You probably want to reify types and permissions.

A user is a grantor of type 'user'.
Permission named 'C' is permission for a grantee to create a crudable.

Grantor E is of type 'user'.
Permission P is of type 'CRUD'.
Grantor R gave permission P of type 'CRUD' on crudable C to grantee E.

Design is finding necessary & sufficient rules & base predicates

Here are relevant predicates to record situations that your exposition suggests arise.

  1. users
U identifies a user
  1. users can be in groups
G identifies a group
user U is in group G
  1. users can be in organizations
O identifies an organization
user U is in organization O
  1. groups can be in organizations
group G is in organization O
  1. a user will be permitted CRUD operations on an asset, group, or organization
A identifies a crudable of type 'asset'
user U is permitted CRUD operations on crudable C

5.1 as an individual user, or as a member of a group, or as a member of an organization (or as a member of a group where that group belongs to an org that has permissions),

P identifies a permission
organization O is permitted CRUD operations on crudable C

or because the asset/group/org is viewable (readable) to anonymous users ("public")

crudable C is public
  1. a user should also have a set of permissions to say whether they can set the above permissions
grantor R has permission to set CRUD permission for users on crudable C --?  

What are "the above permissions"? Maybe you mean user CRUD permission and organization CRUD permission? Maybe you mean there are individual permissions for operations Create, Read, etc? You need to be clearer.

What are the permissions in "a set of permissions"? By "permission" here do you instead really mean "particular permission to a particular grantee"? You need to be more clearer.

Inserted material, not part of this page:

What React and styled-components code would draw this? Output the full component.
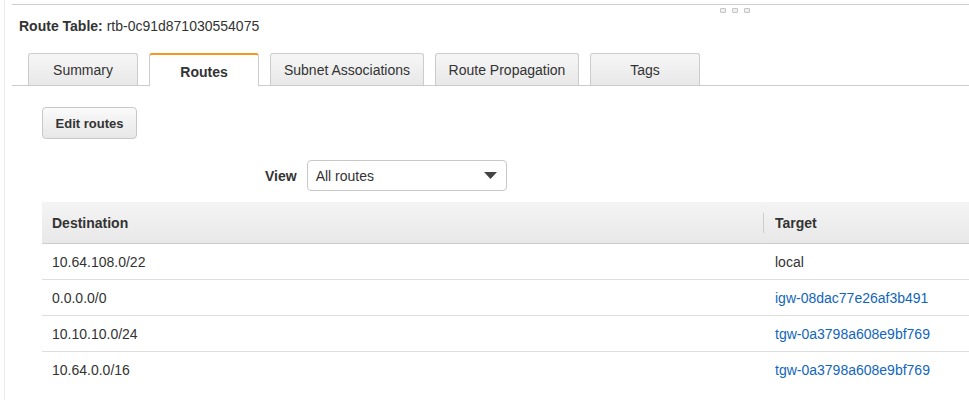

The way to be clearer is to give rules & predicates that are as simple as possible but also not so simple that they don't mention relevant entities/values. You may afterwards want to generalize multiple rules & predicates into single ones. Eg instead of dealing with users, groups, organizations and assets, have grantors and crudables: Grantors may grant permissions. & grantor R gives permission P to grantee E. If some such permissions are also associated with specific grantees you might also need predicates like grantor R gives permission P to grantee E re permission Q and grantee F.

6.1. a user can set the permissions for any asset, group, or org they create,

user U created crudable C

or any asset, group, or org for which they have been given permission to set permissions.

user U has permission to set permission P for crudable C --?  

You will want to record things like that user U has name N and ....

Learn about database design

Search re database/SQL subtyping/inheritance/polymorphism idioms. Eg user, group and organization are types of permission possessors & holders; I made them subtypes of a type grantor. Maybe you want some kind of permission target type that is the union of crudable & grantor. Maybe you want types of permissions. Maybe some permission permissions have associated grantees. Maybe 'C', 'R', 'U' & 'D' are permissions, and 'CRUD' is a type of permission. You probably want to record what grantor gave what permission to a grantee.

Later we can replace tables by their join if the join is on a shared PK/UNIQUE with the same set of values in both. When we can join on a PK/UNIQUE & FK we can replace tables by one like their join but with the FK nullable. There are yet other times we can replace multiple tables by one without problems. But first identify basic predicates.

Learn about relational database design. Follow some information design method. Best are members of the the NIAM/FCO-IM/ORM2 family. Peek at IDEF1X. Don't rely on products.

Learn about constraints. They follow from predicates and business rules. They are truths about possible business situations in terms of the predicates. Equivalently, they are truths about possible database states in terms of the tables. Also learn about constraints in SQL, both declarative (PK, UNIQUE, FK) & triggered.